I'm content with the decision.

I'm not going to tell my Dad about it though. He's been pushing Undergrad school for months now and he hasn't really been talking to me since December 31st when I told him I liked and would rather go to another school more (another school whose tuition is twice that of Undergrad's tution per year... eek!). So yeah, I'm going to wait for him to stop being silly and then I'll let him know what I've decided-ish.

Friday, January 2, 2009

My Mother

Sometimes I think my mom was born in the wrong decade. She has no desire to clean or cook and obviously hates doing either, especially the cooking. She would much rather be working, she's very independent. If my dad asks her to do something (like an errand or something) my mom is just like, 'meh whatever' if she wants to do it, she will, but otherwise, not a chance. She has no problem going to movies and running errands and taking trips on her own, she doesn't have to have my dad with her, in fact I think most of the time she prefers to be on her own. Also she has to fix things on her own. She's the one that maintains the vehicles and the computers (well my brother helps with that). And this is a women who turns up the radio to Pink Floyd and Led Zeppelin. Who discusses Vonnegut with me and was so excited when she saw that Barnes and Noble had a copy of "The Rocky Horror Picture Show."

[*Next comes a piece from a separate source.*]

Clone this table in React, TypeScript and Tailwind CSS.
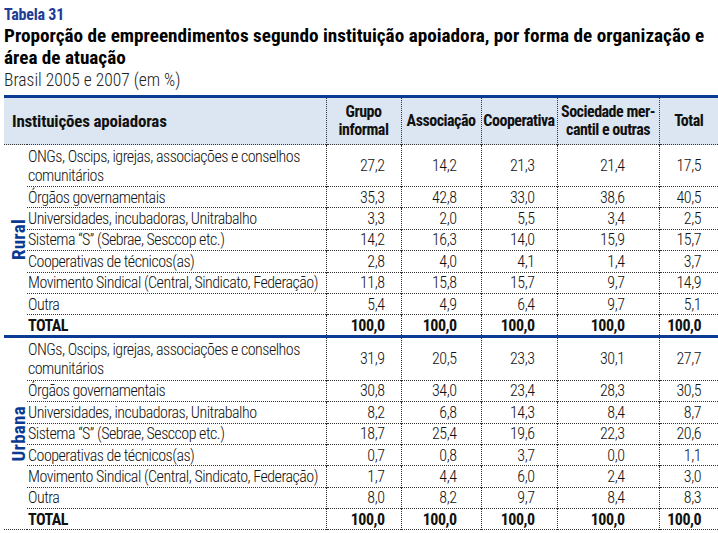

I think that because my mom was born in the 50's in a Midwestern farmhouse to Baptists, she felt compelled to major in education in college (though she hated it when she was a teacher) and get married then have a couple of kids. I think if my mom was born now she'd have a career and forget the marriage and kids part, but I don't know if she'd be any happier. Who knows.

Also, happy new year. I don't really have any resolutions, except I'd like to be healthier (eat better) and I'm going to work on becoming a morning person. I just think that would work to my advantage in the long run.